▶ **Extracted records**:
__________________________________________________

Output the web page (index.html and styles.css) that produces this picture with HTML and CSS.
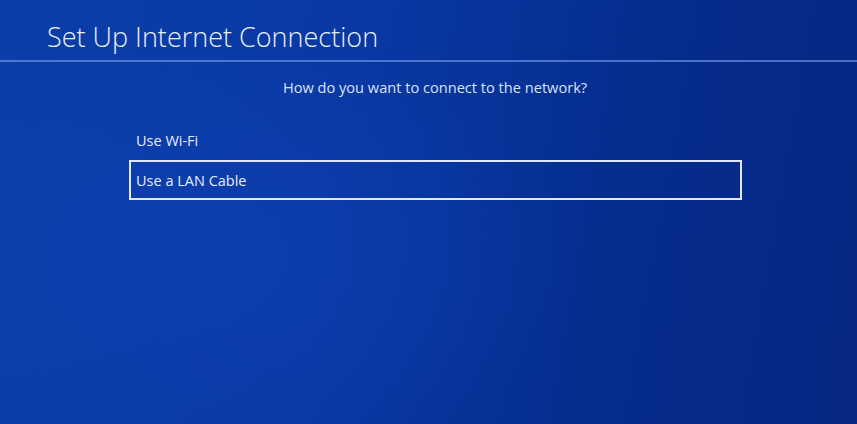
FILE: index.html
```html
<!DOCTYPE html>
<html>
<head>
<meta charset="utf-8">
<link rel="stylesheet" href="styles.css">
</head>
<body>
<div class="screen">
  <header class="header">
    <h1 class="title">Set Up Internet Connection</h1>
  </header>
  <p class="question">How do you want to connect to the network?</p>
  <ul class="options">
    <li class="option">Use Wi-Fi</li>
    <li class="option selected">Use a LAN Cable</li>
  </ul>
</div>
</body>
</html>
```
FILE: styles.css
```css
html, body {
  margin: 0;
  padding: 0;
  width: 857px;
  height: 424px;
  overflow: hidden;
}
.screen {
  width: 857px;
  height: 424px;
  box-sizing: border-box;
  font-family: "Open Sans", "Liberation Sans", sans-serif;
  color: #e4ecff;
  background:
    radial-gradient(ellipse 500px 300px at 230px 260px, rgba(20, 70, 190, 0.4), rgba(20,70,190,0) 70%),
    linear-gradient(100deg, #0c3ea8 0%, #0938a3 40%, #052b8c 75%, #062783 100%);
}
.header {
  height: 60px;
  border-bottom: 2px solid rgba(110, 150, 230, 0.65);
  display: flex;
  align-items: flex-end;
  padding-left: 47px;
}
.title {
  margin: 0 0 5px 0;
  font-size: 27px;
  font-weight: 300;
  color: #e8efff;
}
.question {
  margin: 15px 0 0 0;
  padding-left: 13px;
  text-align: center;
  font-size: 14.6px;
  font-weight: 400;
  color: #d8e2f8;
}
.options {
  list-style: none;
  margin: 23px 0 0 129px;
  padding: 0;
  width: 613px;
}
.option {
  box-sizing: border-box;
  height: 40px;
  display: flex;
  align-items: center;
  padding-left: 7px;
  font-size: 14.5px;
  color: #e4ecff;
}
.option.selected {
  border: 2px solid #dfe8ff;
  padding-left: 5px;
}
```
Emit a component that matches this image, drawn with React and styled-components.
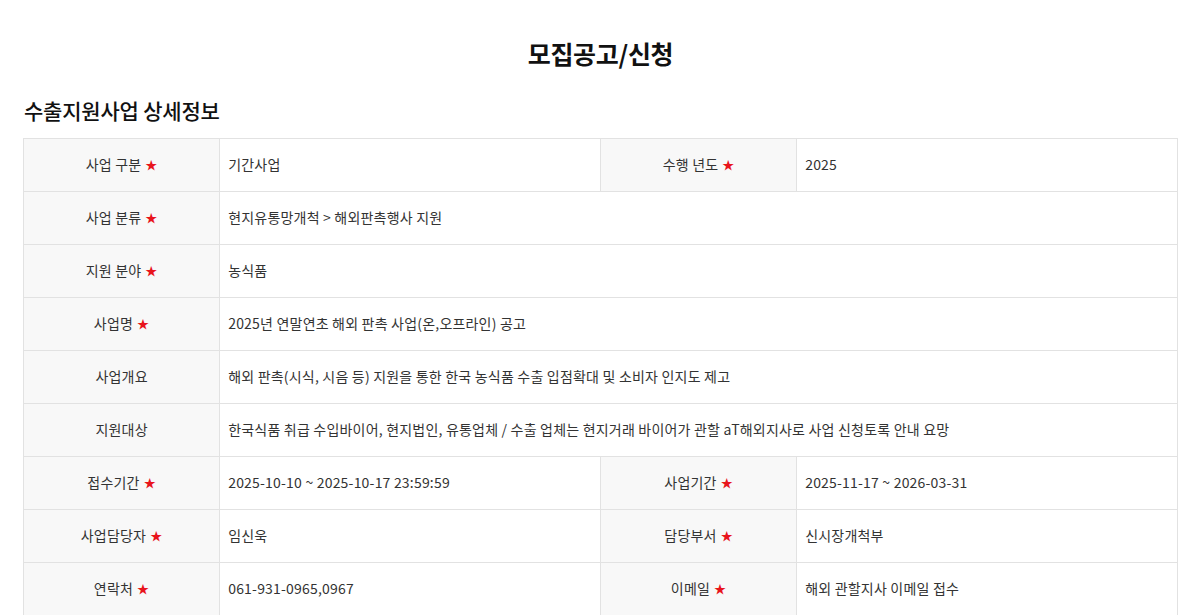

__________________________________________________

▶ **Goal of the exercise**: Repeat the records word for word. Any picture in them should be left out.

▶ **Complete response**:
Output the web page (index.html and styles.css) that produces this picture with HTML and CSS.
FILE: index.html
```html
<!DOCTYPE html>
<html>
<head>
<meta charset="utf-8">
<link rel="stylesheet" href="styles.css">
</head>
<body>
<div class="screen">
  <header class="header">
    <h1 class="title">Set Up Internet Connection</h1>
  </header>
  <p class="question">How do you want to connect to the network?</p>
  <ul class="options">
    <li class="option">Use Wi-Fi</li>
    <li class="option selected">Use a LAN Cable</li>
  </ul>
</div>
</body>
</html>
```
FILE: styles.css
```css
html, body {
  margin: 0;
  padding: 0;
  width: 857px;
  height: 424px;
  overflow: hidden;
}
.screen {
  width: 857px;
  height: 424px;
  box-sizing: border-box;
  font-family: "Open Sans", "Liberation Sans", sans-serif;
  color: #e4ecff;
  background:
    radial-gradient(ellipse 500px 300px at 230px 260px, rgba(20, 70, 190, 0.4), rgba(20,70,190,0) 70%),
    linear-gradient(100deg, #0c3ea8 0%, #0938a3 40%, #052b8c 75%, #062783 100%);
}
.header {
  height: 60px;
  border-bottom: 2px solid rgba(110, 150, 230, 0.65);
  display: flex;
  align-items: flex-end;
  padding-left: 47px;
}
.title {
  margin: 0 0 5px 0;
  font-size: 27px;
  font-weight: 300;
  color: #e8efff;
}
.question {
  margin: 15px 0 0 0;
  padding-left: 13px;
  text-align: center;
  font-size: 14.6px;
  font-weight: 400;
  color: #d8e2f8;
}
.options {
  list-style: none;
  margin: 23px 0 0 129px;
  padding: 0;
  width: 613px;
}
.option {
  box-sizing: border-box;
  height: 40px;
  display: flex;
  align-items: center;
  padding-left: 7px;
  font-size: 14.5px;
  color: #e4ecff;
}
.option.selected {
  border: 2px solid #dfe8ff;
  padding-left: 5px;
}
```
Emit a component that matches this image, drawn with React and styled-components.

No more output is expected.